Spark defaults set when maximizeResourceAllocation is enabled

SettingDescriptionValue
spark.default.parallelismDefault number of partitions in RDDs returned by transformations like join, reduceByKey, and parallelize when not set by user.

2X number of CPU cores available to YARN containers.

spark.driver.memoryAmount of memory to use for the driver process, i.e. where SparkContext is initialized. (for example, 1g, 2g).

Setting is configured based on the instance types in the cluster. However, because the Spark driver application may run on either the master or one of the core instances (for example, in YARN client and cluster modes, respectively), this is set based on the smaller of the instance types in these two instance groups.

spark.executor.memoryAmount of memory to use per executor process. (for example, 1g, 2g)

Setting is configured based on the slave instance types in the cluster.

spark.executor.coresThe number of cores to use on each executor. Setting is configured based on the slave instance types in the cluster.
spark.executor.instances The number of executors.

Setting is configured based on the slave instance types in the cluster. Set unless spark.dynamicAllocation.enabled explicitly set to true at the same time.


Enabling Dynamic Allocation of Executors

Spark on YARN has the ability to scale the number of executors used for a Spark application dynamically.

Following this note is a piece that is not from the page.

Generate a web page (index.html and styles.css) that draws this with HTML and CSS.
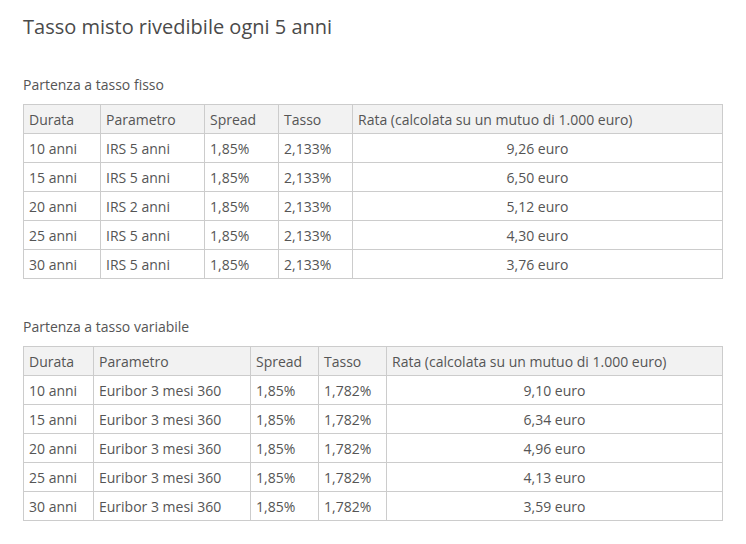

In releases 4.4.0 or greater, this is the default behavior.

To learn more about dynamic allocation, see the Dynamic Allocation topic in the Apache Spark documentation.

Spark ThriftServer Environment Variable

Spark sets the Hive Thrift Server Port environment variable, HIVE_SERVER2_THRIFT_PORT, to 10001.

Changing Spark Default Settings

You change the defaults in spark-defaults.conf using the spark-defaults configuration classification when you create the cluster or the maximizeResourceAllocation setting in the spark configuration classification.

The following procedures show how to modify settings using the CLI or console.

To create a cluster with spark.executor.memory set to 2G using the CLI

  • Create a cluster with Spark installed and spark.executor.memory set to 2G, using the following:

    aws emr create-cluster --release-label emr-5.2.0 --applications Name=Spark \
    --instance-type m3.xlarge --instance-count 2 --service-role EMR_DefaultRole --ec2-attributes InstanceProfile=EMR_EC2_DefaultRole --configurations https://s3.amazonaws.com/mybucket/myfolder/myConfig.json

    Note

    For Windows, replace the above Linux line continuation character (\) with the caret (^).

    myConfig.json:

    [
        {
          "Classification": "spark-defaults",
          "Properties": {
            "spark.executor.memory": "2G"
          }
        }
      ]
    

    Note

    If you plan to store your configuration in Amazon S3, you must specify the URL location of the object. For example:

    aws emr create-cluster --release-label emr-5.2.0 --applications Name=Spark \
    --instance-type m3.xlarge --instance-count 3 --service-role EMR_DefaultRole --ec2-attributes InstanceProfile=EMR_EC2_DefaultRole --configurations https://s3.amazonaws.com/mybucket/myfolder/myConfig.json

To create a cluster with spark.executor.memory set to 2G using the console

  1. Open the Amazon EMR console at https://console.aws.amazon.com/elasticmapreduce/.

  2. Choose Create cluster.

  3. Choose Go to advanced options

  4. For the Software Configuration field, choose Release or later.

  5. Choose either Spark or All Applications from the list, then choose Configure and add.

  6. Choose Edit software settings and enter the following configuration:

    classification=spark-defaults,properties=[spark.executor.memory=2G]
  7. Select other options as necessary and then choose Create cluster.

To set maximizeResourceAllocation

  • Create a cluster with Spark installed and maximizeResourceAllocation set to true using the AWS CLI:

    aws emr create-cluster --release-label emr-5.2.0 --applications Name=Spark \
    --instance-type m3.xlarge --instance-count 2 --service-role EMR_DefaultRole --ec2-attributes InstanceProfile=EMR_EC2_DefaultRole --configurations file://./myConfig.json

    Or using Amazon S3:

    aws emr create-cluster --release-label emr-5.2.0 --applications Name=Spark \
    --instance-type m3.xlarge --instance-count 2 --service-role EMR_DefaultRole --ec2-attributes InstanceProfile=EMR_EC2_DefaultRole --configurations https://s3.amazonaws.com/mybucket/myfolder/myConfig.json

    Note

    For Windows, replace the above Linux line continuation character (\) with the caret (^).

    myConfig.json:

    [
      {
        "Classification": "spark",
        "Properties": {
          "maximizeResourceAllocation": "true"
        }
      }
    ]